> **Data shown**
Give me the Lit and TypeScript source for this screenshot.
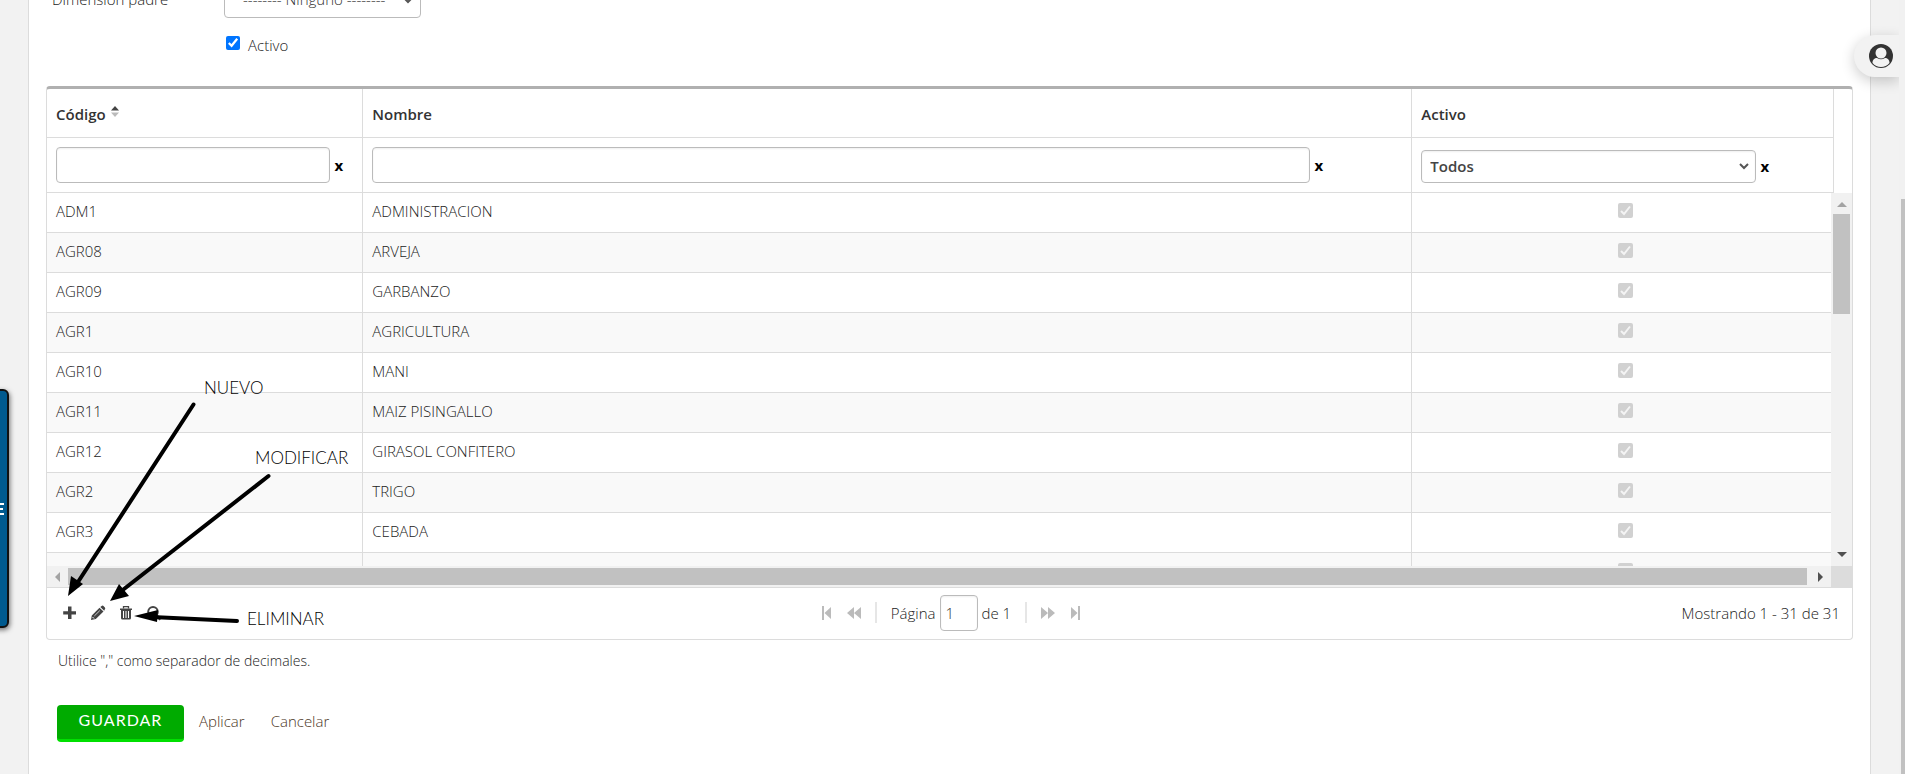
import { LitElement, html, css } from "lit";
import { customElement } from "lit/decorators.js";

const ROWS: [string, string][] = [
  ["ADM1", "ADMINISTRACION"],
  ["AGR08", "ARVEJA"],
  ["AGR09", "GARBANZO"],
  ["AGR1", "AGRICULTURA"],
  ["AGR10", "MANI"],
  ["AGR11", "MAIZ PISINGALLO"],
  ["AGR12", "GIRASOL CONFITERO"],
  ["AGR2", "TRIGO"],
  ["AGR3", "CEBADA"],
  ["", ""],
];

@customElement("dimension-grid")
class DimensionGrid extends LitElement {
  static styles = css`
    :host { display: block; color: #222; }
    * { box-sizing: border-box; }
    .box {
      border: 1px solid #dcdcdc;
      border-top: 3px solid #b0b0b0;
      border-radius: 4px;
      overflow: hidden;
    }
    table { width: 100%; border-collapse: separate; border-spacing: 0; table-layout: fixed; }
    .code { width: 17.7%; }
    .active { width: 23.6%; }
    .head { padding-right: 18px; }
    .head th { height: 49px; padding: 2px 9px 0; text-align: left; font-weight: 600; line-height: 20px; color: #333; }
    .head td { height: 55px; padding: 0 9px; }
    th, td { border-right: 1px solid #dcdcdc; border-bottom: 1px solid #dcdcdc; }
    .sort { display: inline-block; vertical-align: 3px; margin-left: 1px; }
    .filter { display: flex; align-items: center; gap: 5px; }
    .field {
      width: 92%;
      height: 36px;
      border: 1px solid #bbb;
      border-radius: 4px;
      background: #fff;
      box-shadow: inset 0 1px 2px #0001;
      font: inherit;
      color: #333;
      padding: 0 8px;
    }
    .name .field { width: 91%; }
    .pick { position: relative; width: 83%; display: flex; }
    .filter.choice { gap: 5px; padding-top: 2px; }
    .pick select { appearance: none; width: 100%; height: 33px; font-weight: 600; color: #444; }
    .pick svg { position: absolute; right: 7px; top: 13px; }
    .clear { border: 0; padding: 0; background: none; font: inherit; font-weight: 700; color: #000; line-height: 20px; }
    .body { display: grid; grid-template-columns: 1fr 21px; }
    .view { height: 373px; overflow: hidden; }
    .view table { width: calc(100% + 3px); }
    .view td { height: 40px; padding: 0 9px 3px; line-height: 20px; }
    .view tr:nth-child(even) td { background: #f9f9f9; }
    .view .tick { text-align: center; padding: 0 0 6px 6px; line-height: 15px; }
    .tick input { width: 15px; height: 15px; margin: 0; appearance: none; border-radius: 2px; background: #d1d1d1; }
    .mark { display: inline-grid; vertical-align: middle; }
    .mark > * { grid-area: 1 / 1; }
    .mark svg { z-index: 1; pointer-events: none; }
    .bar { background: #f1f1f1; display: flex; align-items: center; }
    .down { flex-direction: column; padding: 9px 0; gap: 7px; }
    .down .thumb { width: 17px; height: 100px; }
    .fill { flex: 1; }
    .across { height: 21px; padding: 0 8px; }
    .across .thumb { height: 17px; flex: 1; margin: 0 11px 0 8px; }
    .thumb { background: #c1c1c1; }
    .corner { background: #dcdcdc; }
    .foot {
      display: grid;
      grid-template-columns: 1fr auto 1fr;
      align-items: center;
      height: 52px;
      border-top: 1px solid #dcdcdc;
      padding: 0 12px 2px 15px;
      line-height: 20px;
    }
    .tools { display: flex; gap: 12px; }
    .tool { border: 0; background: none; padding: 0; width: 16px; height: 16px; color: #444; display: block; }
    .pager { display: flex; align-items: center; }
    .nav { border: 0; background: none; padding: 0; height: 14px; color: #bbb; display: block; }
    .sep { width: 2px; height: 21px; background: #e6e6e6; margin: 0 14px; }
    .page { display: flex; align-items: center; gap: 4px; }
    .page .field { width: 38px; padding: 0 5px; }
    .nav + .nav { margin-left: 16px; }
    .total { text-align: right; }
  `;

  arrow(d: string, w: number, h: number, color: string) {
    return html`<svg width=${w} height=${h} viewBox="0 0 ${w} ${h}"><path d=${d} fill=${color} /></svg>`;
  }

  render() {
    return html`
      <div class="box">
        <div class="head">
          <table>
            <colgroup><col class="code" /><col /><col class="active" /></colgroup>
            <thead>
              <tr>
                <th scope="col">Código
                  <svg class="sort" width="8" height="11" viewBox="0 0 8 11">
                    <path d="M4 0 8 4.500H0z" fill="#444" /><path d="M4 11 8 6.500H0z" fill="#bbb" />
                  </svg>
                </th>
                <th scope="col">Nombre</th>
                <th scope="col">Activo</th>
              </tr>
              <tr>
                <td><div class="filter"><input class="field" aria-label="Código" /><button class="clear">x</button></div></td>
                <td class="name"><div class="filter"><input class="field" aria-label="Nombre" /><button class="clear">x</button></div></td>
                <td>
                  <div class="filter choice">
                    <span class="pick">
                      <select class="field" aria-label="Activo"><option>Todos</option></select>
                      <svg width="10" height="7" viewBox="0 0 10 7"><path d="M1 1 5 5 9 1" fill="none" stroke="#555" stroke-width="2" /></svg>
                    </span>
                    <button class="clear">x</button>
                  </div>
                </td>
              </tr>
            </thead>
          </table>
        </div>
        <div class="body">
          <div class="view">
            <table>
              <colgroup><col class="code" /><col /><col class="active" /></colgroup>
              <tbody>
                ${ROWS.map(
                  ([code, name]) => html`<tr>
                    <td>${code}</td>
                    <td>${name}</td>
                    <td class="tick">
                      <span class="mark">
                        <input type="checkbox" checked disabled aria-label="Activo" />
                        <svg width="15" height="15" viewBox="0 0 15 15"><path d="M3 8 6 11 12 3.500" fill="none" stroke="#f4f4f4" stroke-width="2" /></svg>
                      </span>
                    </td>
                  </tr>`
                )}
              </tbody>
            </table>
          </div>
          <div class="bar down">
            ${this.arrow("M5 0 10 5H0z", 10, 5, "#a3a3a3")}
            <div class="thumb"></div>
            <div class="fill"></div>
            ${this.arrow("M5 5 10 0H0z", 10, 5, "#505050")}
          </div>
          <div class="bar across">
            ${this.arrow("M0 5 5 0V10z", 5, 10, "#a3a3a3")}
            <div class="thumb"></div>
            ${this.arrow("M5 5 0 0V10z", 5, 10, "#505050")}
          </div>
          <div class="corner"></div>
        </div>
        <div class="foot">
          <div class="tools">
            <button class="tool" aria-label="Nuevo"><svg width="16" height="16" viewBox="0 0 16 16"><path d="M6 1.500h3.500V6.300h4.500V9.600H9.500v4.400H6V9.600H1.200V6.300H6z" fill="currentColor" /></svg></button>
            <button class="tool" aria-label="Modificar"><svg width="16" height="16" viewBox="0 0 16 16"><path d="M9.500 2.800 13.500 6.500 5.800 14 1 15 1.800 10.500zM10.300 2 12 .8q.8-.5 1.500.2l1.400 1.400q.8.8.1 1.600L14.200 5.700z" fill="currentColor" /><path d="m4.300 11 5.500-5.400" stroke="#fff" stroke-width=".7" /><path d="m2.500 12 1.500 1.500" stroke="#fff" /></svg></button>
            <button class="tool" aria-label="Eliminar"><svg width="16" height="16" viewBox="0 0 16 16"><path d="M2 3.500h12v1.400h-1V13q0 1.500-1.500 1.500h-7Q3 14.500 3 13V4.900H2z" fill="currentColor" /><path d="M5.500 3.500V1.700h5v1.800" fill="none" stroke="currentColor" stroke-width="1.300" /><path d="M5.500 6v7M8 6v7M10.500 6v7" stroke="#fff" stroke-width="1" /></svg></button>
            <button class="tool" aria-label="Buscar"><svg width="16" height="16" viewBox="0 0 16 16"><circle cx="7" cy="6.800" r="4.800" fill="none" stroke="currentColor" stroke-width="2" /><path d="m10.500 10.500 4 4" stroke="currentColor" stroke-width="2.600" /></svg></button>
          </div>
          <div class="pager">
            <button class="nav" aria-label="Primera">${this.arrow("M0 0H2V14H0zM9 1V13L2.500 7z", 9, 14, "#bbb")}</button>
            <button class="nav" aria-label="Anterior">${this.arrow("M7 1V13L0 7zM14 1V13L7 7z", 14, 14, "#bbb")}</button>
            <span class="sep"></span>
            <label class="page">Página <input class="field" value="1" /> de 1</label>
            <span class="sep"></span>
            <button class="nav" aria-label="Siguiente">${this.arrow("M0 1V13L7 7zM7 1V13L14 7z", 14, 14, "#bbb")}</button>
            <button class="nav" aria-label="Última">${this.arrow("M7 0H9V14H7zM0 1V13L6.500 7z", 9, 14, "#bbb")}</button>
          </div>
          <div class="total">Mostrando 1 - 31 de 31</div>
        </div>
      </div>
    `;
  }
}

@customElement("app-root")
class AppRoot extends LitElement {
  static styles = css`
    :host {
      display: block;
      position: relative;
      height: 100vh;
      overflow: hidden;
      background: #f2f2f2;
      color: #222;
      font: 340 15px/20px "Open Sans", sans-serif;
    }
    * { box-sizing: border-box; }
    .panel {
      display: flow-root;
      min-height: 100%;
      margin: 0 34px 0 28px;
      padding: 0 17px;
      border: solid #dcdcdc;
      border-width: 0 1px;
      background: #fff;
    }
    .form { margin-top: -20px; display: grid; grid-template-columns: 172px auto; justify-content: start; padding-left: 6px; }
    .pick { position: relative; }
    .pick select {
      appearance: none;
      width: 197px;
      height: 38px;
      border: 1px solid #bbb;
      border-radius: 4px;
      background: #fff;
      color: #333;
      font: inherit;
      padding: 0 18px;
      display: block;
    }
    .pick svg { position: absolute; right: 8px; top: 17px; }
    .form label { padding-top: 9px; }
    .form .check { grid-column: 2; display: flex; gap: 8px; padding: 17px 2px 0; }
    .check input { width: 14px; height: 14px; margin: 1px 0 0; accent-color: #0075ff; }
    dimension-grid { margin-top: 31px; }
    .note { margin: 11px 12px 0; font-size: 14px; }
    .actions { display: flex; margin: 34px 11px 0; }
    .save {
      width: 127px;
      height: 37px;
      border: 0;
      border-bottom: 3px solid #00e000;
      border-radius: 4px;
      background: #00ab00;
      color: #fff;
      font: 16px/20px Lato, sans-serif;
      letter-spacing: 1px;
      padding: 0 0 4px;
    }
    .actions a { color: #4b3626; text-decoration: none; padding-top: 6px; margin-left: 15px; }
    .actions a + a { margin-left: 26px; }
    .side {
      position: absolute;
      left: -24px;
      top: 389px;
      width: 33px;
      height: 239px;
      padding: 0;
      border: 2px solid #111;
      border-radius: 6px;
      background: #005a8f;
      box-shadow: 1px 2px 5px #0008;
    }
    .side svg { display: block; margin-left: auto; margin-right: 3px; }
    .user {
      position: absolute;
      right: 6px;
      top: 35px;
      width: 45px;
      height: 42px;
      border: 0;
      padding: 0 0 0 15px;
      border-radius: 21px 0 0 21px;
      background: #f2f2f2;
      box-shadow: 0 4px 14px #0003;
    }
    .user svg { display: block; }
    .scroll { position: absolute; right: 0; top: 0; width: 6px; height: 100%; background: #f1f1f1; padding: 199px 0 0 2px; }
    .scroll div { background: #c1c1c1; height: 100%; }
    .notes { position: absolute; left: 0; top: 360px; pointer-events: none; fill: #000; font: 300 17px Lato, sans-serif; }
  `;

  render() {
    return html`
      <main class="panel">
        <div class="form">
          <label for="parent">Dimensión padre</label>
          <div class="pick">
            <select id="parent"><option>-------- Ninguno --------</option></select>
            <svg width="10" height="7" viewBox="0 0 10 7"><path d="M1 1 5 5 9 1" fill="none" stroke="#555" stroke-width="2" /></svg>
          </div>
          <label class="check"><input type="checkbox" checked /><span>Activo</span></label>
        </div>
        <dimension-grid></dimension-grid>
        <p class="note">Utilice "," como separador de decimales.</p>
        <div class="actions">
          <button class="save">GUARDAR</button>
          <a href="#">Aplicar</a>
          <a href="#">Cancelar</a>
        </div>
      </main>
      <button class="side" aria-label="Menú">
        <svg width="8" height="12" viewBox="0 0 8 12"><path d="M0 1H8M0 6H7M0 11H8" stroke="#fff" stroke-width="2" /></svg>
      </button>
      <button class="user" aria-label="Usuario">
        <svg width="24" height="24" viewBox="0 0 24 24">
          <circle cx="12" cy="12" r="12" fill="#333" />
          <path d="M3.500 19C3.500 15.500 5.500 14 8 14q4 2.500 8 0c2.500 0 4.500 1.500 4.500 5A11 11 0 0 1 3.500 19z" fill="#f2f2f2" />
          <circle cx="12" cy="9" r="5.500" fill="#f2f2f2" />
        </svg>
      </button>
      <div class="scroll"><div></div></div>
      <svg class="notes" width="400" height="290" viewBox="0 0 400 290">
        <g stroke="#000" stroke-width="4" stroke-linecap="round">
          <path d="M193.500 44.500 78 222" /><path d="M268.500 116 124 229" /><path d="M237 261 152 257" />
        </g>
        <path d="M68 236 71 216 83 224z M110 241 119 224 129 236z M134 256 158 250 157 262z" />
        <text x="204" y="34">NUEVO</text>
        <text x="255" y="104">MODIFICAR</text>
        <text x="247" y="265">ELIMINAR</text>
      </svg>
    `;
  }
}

> **Written request**
Looking at the data above, how many lines hold the word "this"? Respond with the number alone.

> **Finished task**
9